Le 21 août 2007, l’Administration générale du sport de Chine décerna au village Chen dans le Henan, une plaque commémorative reconnaissant son statut de «berceau du taijiquan» et Yuan Fuquan de l’Académie des sports du comté de Wen proclama, «La poussière s’installe enfin sur cette controverse centenaire » [Yuan 2011]. Cependant, ce qui était ‘poussière’ pour Yuan s’est révélé une source d’opposition, et seulement deux mois plus tard, une tempête de protestations entraina le retrait de la plaque. L’attribution de la plaque semblait être le point culminant d’un demi-siècle de reconnaissance officielle pour la thèse attribuant la création du taijiquan à 陳王庭 Chén Wángtíng (1597-1664) et équivalait à accorder un brevet ou un certificat d’authenticité. Pourquoi, alors, l’affaire a-t-elle été officiellement close puis rouverte? Ce n’est peut-être pas fortuit si, alors que le village Chen célébrait sa victoire, des preuves cachées depuis longtemps émergeaient dans les villages voisins, ce qui visait à perturber l’orthodoxie officielle et ne pourrait être rejetée comme une simple mythologie. En fait, ces anciennes généalogies, ces manuels, ces répertoires et ces inscriptions sur stèles donnent des munitions aux deux parties dans une guerre culturelle prolongée entre traditionalistes et modernistes. Au fil du temps, la controverse est devenue plus grande que le taijiquan, plus grande que les arts martiaux, plus grande que l’opposition entre traditionalistes et modernistes, et elle est devenue aujourd’hui un lieu de résistance au contrôle de la culture et de la liberté académique. L’utilisation d’explétifs colorés tels que «menteur», «criminel», «escroc», «contrefacteur», «parti pirate» et «sycophant», à peine caractéristique d’une «nation de bienséance» (liyi zhi bang) témoigne de l’intensité des émotions de tous les côtés de cette bataille sur la propriété du «patrimoine culturel immatériel» de la Chine.
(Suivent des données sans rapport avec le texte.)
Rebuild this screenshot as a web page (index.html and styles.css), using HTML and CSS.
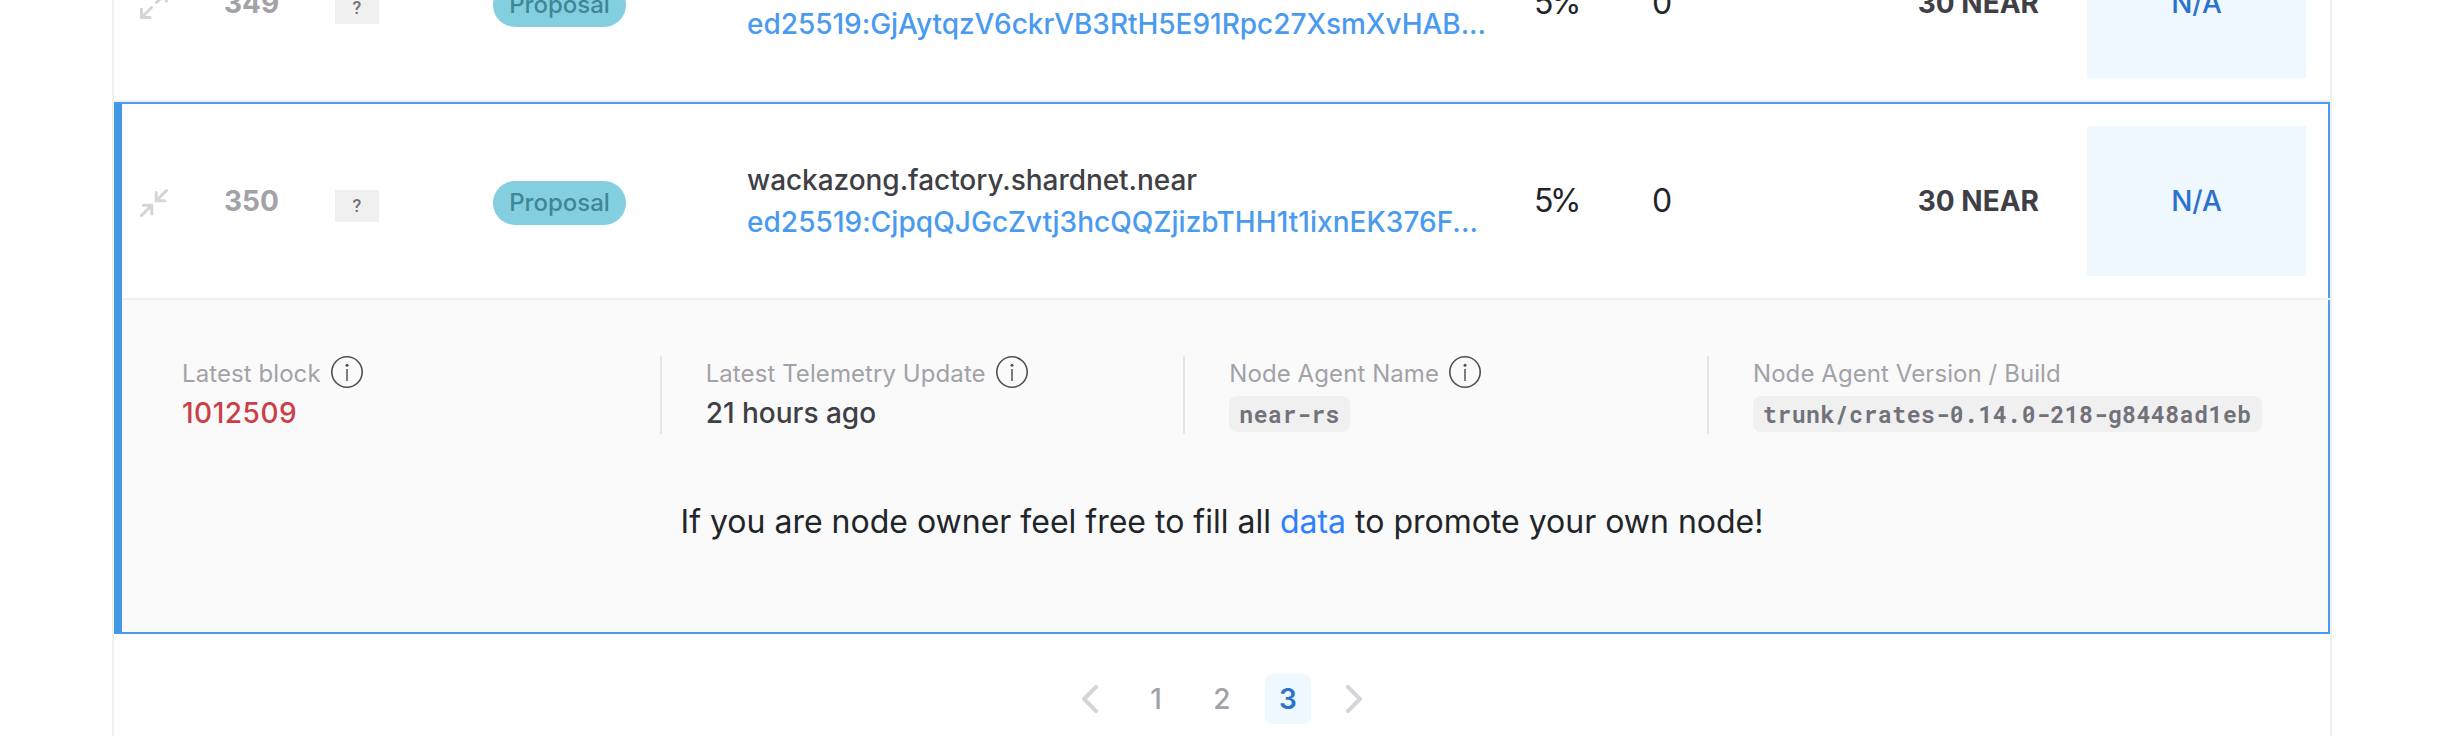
FILE: index.html
```html
<!DOCTYPE html>
<html lang="en">
<head>
<meta charset="utf-8">
<title>Validators</title>
<link rel="stylesheet" href="styles.css">
</head>
<body>
<svg class="defs" width="0" height="0">
  <symbol id="info" viewBox="0 0 32 32"><circle cx="16" cy="16" r="15.2" fill="none" stroke="#4f4f55" stroke-width="1.6"/><circle cx="16" cy="9.2" r="1.5" fill="#4f4f55"/><path d="M16 13v12" stroke="#6c6f74" stroke-width="1.8"/></symbol>
</svg>
<main class="table">
  <section class="row row-closed">
    <svg class="toggle" viewBox="0 0 28 28"><path d="M1.5 26.5 11.5 16.5M1.5 18v8.500h8.500M16.500 11.500 26.500 1.500M18 1.500h8.500v8.500"/></svg>
    <span class="index">349</span>
    <span class="country">?</span>
    <span class="state">Proposal</span>
    <div class="node"><span class="name">&nbsp;</span><span class="key key-tight">ed25519:GjAytqzV6ckrVB3RtH5E91Rpc27XsmXvHAB...</span></div>
    <span class="fee">5%</span>
    <span class="delegators">0</span>
    <span class="stake">30 NEAR</span>
    <span class="cumulative">N/A</span>
  </section>
  <section class="open">
    <div class="row">
      <svg class="toggle" viewBox="0 0 28 28"><path d="M1.500 26.500 11.500 16.500M3.500 16.200h8.300v8.500M26.500 1.500 16.500 11.500M16.200 3.500v8.300h8.500"/></svg>
      <span class="index">350</span>
      <span class="country">?</span>
      <span class="state">Proposal</span>
      <div class="node"><span class="name">wackazong.factory.shardnet.near</span><span class="key">ed25519:CjpqQJGcZvtj3hcQQZjizbTHH1t1ixnEK376F...</span></div>
      <span class="fee">5%</span>
      <span class="delegators">0</span>
      <span class="stake">30 NEAR</span>
      <span class="cumulative">N/A</span>
    </div>
    <div class="details">
      <div class="facts">
        <div class="fact"><div class="label">Latest block <svg><use href="#info"/></svg></div><div class="value value-red">1012509</div></div>
        <div class="fact"><div class="label">Latest Telemetry Update <svg><use href="#info"/></svg></div><div class="value">21 hours ago</div></div>
        <div class="fact"><div class="label">Node Agent Name <svg><use href="#info"/></svg></div><code>near-rs</code></div>
        <div class="fact"><div class="label">Node Agent Version / Build</div><code>trunk/crates-0.14.0-218-g8448ad1eb</code></div>
      </div>
      <p class="message">If you are node owner feel free to fill all <a>data</a> to promote your own node!</p>
    </div>
  </section>
  <nav class="pages">
    <svg class="chevron" viewBox="0 0 16 28"><path d="M14 2 2 14l12 12"/></svg>
    <span class="page">1</span>
    <span class="page">2</span>
    <span class="page page-active">3</span>
    <svg class="chevron chevron-next" viewBox="0 0 16 28"><path d="m2 2 12 12L2 26"/></svg>
  </nav>
</main>
</body>
</html>
```
FILE: styles.css
```css
* { box-sizing: border-box; }
body {
  margin: 0;
  height: 736px;
  overflow: hidden;
  background: #fff;
  color: #212529;
  font-family: Inter, sans-serif;
  font-size: 32px;
}
.defs { display: block; }
.table {
  width: 2220px;
  height: 736px;
  margin-left: 112px;
  border: solid #f0f0f1;
  border-width: 0 2px;
  display: flex;
  flex-direction: column;
  overflow: hidden;
}
.row {
  display: grid;
  grid-template-columns: 85px 110px 158px 254px 787px 117px 100px 336px 219px;
  align-items: center;
  height: 196px;
  flex: none;
  padding-left: 18px;
  border-bottom: 2px solid #f0f0f1;
}
.open .row { margin-right: -2px; }
.row-closed { height: 198px; margin-top: -96px; padding-left: 26px; padding-top: 2px; }
.toggle { width: 28px; height: 28px; margin-top: 4px; }
.toggle path {
  fill: none;
  stroke: #d5d4d8;
  stroke-width: 3;
  stroke-linecap: round;
  stroke-linejoin: round;
}
.index { margin-left: -1px; font-size: 28px; font-weight: 700; color: #a2a2a8; }
.country {
  width: 44px;
  height: 32px;
  margin-top: 10px;
  background: #f0f0f0;
  color: #72727a;
  font-family: Roboto, sans-serif;
  font-size: 18px;
  font-weight: 500;
  line-height: 32px;
  text-align: center;
}
.state {
  width: 133px;
  height: 44px;
  margin-top: 4px;
  border-radius: 22px;
  background: #84cfdf;
  color: #3d8797;
  font-size: 24px;
  font-weight: 500;
  line-height: 44px;
  text-align: center;
}
.node { display: flex; flex-direction: column; font-size: 28px; font-weight: 500; line-height: 42px; white-space: nowrap; }
.name { color: #3f4045; letter-spacing: -0.05px; }
.key { color: #4a9af0; letter-spacing: 0.05px; }
.key-tight { letter-spacing: -0.03px; }
.fee, .delegators { line-height: 48px; }
.fee { letter-spacing: -3.5px; }
.delegators { padding-left: 1px; }
.stake { justify-self: end; margin-right: 48px; font-size: 28px; font-weight: 700; color: #3f4045; white-space: nowrap; }
.cumulative {
  width: 219px;
  height: 150px;
  background: #f0f8ff;
  color: #2b72cc;
  font-size: 28px;
  font-weight: 500;
  line-height: 150px;
  text-align: center;
}
.open {
  height: 532px;
  flex: none;
  border: solid #4a9af0;
  border-width: 2px 2px 2px 8px;
  border-left-color: #4299e6;
}
.details { height: 332px; padding: 56px 0 0 60px; background: #fafafa; }
.facts { display: flex; height: 78px; }
.fact { flex: none; width: 523.67px; position: relative; }
.fact + .fact::before {
  content: "";
  position: absolute;
  left: -46px;
  top: 0;
  width: 2px;
  height: 78px;
  background: #e5e5e6;
}
.label { display: flex; align-items: center; gap: 10px; height: 34px; font-size: 24px; letter-spacing: 0.08px; color: #a2a2a8; white-space: nowrap; }
.label svg { width: 32px; height: 32px; margin-top: -2px; }
.value { height: 42px; margin-top: 2px; font-size: 28px; font-weight: 500; line-height: 42px; color: #3f4045; }
.value-red { color: #ca4048; letter-spacing: 0.5px; }
code {
  display: inline-block;
  height: 36px;
  margin-top: 6px;
  padding: 0 10px;
  border-radius: 8px;
  background: #f0f0f1;
  color: #72727a;
  font: 700 23px/36px "Roboto Mono", "DejaVu Sans Mono", monospace;
  letter-spacing: 0.57px;
  white-space: nowrap;
}
.message { margin: 64px 0 0 -66px; line-height: 48px; text-align: center; }
.message a { color: #2f80ff; }
.pages { display: flex; align-items: center; justify-content: center; height: 50px; margin-top: 40px; }
.page {
  width: 46px;
  height: 50px;
  margin-right: 20px;
  border-radius: 8px;
  color: #a2a2a8;
  font-size: 28px;
  font-weight: 500;
  line-height: 50px;
  text-align: center;
}
.page-active { margin-right: 35px; background: #f0f8ff; color: #2b72cc; font-weight: 600; }
.chevron { width: 16px; height: 28px; margin-right: 35px; }
.chevron-next { margin-right: 0; }
.chevron path { fill: none; stroke: #d5d4d8; stroke-width: 4; stroke-linecap: round; stroke-linejoin: round; }
```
Cet article présente la provenance, le contenu, l’authenticité et la signification de quatre nouvelles découvertes de documents en Chine. Géographiquement, trois d’entre elles se regroupent dans un petit territoire de la province du Henan, juste au nord du fleuve Jaune, traditionnellement considéré comme le berceau de la civilisation chinoise et un foyer d’activité des arts martiaux. Plus précisément, ces nouvelles découvertes comprennent la «généalogie de la famille Li», le «manuel des arts martiaux» et la «stèle Li Daozi» de la famille Li et le temple des mille ans (Qianzaisi) du village Tang dans le comté de Boai; le «Manuel de la lance de la famille Wang» de la famille Wang du village de Wangbao à Boai; «L’art secret du Taijiquan» de la famille Wang de la ville de Zhaobao dans le comté de Wen; et la ‘généalogie de la famille Wang’ du comté de Xinjiang, province du Shanxi. Ce sont les nouveaux documents les plus significatifs publiés depuis les années 1970 par Yang Yingang, Chang Hongkui, Wu Mengxia et Shen Jiazhen et les manuscrits de Wu Chengqing et Wu Ruqing [Wile 1983, 1996]. Ces dernières découvertes, si elles sont authentiques, sont les manuscrits de la mer Morte des études sur le taijiquan, qui contiennent les versions les plus anciennes de ce qui est considéré comme les «classiques», mais potentiellement plus significatives, car elles contestent les récits d’origine.

Il y a un certain nombre de raisons pour lesquelles ces découvertes de documents sont si importantes dans l’historiographie du taijiquan. D’abord, peut-être plus que tout autre art martial asiatique, le mince corpus des travaux théoriques qui définissent l’art, depuis les classiques du taijiquan ( 太極拳經 tàijí quán jīng) de 關 百 益 Guān Bǎiyì en 1912, ont acquis le statut de classiques (經 jīng) et sont acceptés comme normes par tous les styles. Deuxièmement, ils décrivent non seulement les principes des mouvements et les techniques d’autodéfense, mais sont largement considérés comme exprimant l’éthique même de la culture chinoise. Les pratiquants de taijiquan peuvent être qualifiés de peuple du livre.

Nulle part le dicton l’histoire est racontée par les vainqueurs n’est plus vrai qu’en Chine, où les histoires dynastiques officielles légitiment le mythe fondateur de la famille impériale et articulent une idéologie politique normative pour le discours intellectuel. À diverses époques, le légalisme, le confucianisme, le bouddhisme et le taoïsme ont tous bénéficié du soutien de l’État. Au XXe siècle, les historiens marxistes chinois ont renversé la focalisation traditionnelle sur les empereurs, les généraux et les hommes d’État confucéens pour célébrer l’ingéniosité paysanne et la résistance à l’exploitation par la classe dirigeante. Sur le marché des arts martiaux d’aujourd’hui, les différentes écoles et styles se disputent le statut de conquérant commercial en inventant leur histoire. «Inventer la tradition» dans la culture des arts martiaux chinois contemporains consiste à rechercher de nouveaux documents, à révéler de nouvelles lignées, de nouveaux «lieux de naissance», et à les relier finalement à d’anciennes «transmissions taoïstes». Dans une alliance mutuellement bénéfique entre érudits conservateurs et lignages locaux, le premier gagne des munitions pour défier le parti, et le second gagne un capital intellectuel pour investir dans le développement ( 開發 kāifā ). Notre double tâche consiste donc à évaluer la substance des diverses revendications révisionnistes et à comprendre le débat lui-même comme révélant de profondes fissures idéologiques dans l’historiographie des arts martiaux chinois et dans la culture au sens large.